- Task objective
Take every line where the string "this" appears and copy it.

- Extracted information
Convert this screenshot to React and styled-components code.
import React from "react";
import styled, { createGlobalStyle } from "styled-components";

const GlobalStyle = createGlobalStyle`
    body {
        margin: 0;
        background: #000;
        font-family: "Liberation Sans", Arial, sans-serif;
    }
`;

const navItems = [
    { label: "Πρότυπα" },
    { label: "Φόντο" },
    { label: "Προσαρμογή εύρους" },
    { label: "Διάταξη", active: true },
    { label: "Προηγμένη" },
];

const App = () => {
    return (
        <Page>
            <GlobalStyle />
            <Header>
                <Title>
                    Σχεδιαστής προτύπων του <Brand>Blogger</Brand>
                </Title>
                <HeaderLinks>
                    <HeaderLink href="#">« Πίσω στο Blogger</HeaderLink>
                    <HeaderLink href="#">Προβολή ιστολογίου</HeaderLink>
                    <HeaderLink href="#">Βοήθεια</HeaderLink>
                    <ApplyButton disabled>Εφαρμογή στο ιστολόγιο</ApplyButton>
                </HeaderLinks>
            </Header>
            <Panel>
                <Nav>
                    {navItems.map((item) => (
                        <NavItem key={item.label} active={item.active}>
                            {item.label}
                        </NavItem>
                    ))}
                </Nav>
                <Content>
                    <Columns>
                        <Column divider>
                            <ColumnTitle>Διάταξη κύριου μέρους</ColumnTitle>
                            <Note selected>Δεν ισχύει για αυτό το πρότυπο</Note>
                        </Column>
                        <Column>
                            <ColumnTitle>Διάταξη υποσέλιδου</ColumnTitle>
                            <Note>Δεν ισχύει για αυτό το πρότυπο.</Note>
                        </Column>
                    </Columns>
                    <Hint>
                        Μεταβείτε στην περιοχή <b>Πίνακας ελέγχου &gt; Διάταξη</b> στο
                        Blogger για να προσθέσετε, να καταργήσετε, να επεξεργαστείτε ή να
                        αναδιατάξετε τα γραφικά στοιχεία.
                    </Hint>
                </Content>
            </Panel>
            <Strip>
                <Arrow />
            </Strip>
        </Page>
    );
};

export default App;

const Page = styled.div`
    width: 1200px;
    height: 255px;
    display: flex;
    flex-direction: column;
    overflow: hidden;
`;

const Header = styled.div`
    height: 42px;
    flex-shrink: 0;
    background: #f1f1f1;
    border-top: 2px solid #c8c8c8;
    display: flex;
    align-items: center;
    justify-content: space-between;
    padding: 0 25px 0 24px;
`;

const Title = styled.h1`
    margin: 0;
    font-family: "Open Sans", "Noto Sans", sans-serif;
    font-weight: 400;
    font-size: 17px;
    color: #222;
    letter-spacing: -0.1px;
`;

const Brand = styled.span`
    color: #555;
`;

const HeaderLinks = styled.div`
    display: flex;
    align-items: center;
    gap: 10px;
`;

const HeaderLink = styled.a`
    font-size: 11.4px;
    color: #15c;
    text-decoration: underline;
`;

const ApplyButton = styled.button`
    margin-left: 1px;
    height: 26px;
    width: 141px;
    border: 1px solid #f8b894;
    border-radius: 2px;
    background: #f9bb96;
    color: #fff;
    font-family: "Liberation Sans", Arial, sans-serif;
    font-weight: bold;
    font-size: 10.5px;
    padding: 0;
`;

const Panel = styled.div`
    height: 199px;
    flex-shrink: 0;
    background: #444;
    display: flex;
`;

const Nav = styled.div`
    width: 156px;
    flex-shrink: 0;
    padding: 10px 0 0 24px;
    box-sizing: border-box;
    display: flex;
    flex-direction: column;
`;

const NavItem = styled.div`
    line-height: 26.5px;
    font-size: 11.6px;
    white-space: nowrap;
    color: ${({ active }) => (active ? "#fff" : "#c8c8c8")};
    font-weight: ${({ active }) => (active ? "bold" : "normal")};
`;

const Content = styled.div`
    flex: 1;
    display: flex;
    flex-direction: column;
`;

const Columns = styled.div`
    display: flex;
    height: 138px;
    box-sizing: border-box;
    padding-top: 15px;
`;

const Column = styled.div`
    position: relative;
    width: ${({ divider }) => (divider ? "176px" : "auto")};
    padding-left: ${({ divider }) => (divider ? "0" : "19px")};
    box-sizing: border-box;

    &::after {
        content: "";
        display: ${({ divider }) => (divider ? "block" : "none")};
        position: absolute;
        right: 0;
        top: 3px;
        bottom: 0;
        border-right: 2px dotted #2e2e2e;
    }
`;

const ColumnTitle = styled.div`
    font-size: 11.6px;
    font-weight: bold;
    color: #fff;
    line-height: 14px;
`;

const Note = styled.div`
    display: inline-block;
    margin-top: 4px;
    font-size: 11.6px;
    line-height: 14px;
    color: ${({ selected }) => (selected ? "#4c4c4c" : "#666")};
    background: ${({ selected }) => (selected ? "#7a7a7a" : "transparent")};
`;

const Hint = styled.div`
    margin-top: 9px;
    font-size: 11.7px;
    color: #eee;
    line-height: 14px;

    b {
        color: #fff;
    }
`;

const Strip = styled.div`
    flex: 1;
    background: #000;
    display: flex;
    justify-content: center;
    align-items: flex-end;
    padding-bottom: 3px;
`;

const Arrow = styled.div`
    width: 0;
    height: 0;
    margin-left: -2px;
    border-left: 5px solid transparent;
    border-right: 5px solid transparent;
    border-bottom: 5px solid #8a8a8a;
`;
...
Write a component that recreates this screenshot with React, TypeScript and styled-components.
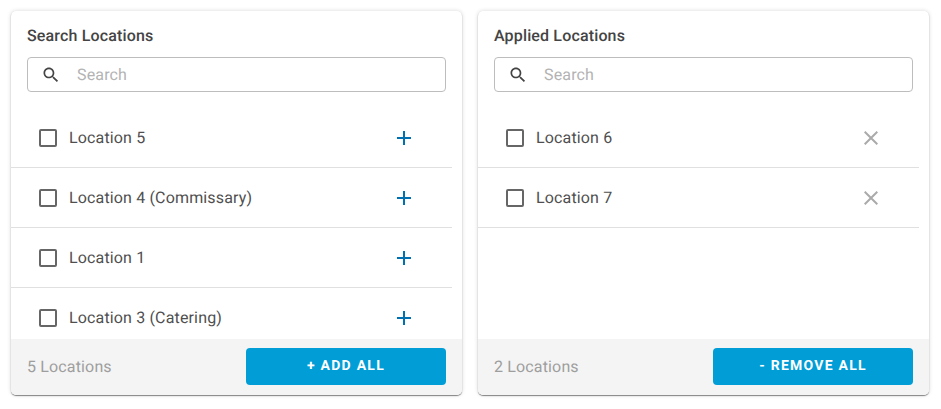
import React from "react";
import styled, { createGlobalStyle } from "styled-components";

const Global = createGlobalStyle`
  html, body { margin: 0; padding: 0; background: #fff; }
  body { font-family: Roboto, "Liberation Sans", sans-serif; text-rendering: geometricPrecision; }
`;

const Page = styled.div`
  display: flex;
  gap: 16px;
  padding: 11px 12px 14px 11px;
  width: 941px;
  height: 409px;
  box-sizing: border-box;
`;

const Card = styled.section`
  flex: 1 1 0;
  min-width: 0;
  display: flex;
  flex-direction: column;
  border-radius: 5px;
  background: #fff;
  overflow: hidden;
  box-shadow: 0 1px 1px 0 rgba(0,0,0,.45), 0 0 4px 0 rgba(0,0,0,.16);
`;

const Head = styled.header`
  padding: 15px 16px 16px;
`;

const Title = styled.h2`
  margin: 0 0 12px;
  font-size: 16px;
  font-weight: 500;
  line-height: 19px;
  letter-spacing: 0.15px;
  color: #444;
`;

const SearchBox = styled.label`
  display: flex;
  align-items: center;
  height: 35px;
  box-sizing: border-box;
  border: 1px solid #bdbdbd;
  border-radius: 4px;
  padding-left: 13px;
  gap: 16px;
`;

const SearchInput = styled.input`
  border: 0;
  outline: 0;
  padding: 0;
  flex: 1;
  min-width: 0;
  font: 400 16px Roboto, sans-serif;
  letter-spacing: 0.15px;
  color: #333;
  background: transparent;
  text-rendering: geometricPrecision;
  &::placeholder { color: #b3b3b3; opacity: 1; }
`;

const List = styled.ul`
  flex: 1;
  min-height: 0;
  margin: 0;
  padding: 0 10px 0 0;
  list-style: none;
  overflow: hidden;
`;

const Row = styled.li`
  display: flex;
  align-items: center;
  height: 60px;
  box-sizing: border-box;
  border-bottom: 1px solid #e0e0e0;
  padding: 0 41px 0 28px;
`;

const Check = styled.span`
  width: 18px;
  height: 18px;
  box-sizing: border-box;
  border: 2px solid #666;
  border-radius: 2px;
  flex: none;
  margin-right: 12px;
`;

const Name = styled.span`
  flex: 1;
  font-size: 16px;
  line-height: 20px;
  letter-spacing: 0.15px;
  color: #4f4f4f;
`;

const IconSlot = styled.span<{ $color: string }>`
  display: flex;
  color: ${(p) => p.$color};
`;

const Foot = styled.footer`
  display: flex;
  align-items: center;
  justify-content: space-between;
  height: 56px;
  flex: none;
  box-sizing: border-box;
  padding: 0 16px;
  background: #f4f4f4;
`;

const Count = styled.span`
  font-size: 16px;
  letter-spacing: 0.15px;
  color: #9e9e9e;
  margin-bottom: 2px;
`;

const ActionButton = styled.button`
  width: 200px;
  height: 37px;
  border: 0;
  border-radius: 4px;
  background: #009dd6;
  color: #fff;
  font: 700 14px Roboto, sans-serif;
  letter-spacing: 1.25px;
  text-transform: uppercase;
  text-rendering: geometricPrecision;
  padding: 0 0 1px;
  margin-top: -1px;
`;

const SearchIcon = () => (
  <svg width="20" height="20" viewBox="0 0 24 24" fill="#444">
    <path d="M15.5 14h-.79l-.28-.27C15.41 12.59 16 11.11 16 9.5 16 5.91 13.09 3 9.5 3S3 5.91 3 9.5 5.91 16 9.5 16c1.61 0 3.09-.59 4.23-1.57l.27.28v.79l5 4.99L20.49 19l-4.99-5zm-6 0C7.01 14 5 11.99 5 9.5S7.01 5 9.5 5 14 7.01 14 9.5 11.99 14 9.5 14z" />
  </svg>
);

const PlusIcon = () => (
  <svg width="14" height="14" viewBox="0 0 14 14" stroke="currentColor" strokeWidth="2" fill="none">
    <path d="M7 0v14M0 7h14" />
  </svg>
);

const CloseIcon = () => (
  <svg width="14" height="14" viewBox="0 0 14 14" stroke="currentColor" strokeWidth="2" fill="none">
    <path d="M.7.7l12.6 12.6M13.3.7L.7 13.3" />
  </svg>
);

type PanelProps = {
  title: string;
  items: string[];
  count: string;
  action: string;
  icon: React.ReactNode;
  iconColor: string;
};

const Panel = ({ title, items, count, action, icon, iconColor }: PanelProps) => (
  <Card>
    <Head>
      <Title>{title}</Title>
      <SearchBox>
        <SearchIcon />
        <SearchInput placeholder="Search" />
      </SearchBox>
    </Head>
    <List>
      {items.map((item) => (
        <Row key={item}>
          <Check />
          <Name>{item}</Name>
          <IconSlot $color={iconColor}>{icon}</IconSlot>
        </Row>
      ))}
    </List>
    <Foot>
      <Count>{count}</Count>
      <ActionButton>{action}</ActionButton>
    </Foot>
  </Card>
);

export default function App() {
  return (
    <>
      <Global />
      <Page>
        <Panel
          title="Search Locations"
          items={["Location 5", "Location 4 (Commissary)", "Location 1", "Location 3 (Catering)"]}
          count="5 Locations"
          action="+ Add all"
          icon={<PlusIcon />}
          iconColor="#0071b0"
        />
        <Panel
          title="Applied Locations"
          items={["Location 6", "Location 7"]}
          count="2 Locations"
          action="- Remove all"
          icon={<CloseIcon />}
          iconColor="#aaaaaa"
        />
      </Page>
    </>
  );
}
==
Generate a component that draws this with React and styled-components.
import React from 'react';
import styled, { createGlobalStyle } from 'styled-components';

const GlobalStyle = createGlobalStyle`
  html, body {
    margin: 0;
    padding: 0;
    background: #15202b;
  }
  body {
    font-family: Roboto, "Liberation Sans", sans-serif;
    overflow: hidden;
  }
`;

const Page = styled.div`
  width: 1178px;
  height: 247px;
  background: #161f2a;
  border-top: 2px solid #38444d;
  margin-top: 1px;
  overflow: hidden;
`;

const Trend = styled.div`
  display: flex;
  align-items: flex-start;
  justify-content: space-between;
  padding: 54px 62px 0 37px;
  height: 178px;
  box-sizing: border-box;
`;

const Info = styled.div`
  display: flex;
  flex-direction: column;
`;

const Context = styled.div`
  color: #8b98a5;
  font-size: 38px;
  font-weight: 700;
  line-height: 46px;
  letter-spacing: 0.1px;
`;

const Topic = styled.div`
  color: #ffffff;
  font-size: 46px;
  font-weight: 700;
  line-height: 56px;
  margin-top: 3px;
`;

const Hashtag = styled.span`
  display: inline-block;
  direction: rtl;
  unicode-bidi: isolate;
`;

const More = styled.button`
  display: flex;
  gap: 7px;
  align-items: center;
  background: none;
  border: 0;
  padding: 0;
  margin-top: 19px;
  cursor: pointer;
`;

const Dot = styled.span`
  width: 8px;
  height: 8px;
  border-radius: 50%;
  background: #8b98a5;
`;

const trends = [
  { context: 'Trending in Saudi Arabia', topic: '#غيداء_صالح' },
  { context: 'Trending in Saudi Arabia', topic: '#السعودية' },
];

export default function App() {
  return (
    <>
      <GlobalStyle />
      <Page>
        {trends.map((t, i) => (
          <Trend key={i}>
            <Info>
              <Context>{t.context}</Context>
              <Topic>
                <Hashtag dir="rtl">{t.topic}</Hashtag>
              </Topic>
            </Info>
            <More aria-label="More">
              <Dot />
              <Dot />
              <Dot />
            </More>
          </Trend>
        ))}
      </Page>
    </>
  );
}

- Problem solution
Convert this screenshot to React and styled-components code.
Write a component that recreates this screenshot with React, TypeScript and styled-components.
Generate a component that draws this with React and styled-components.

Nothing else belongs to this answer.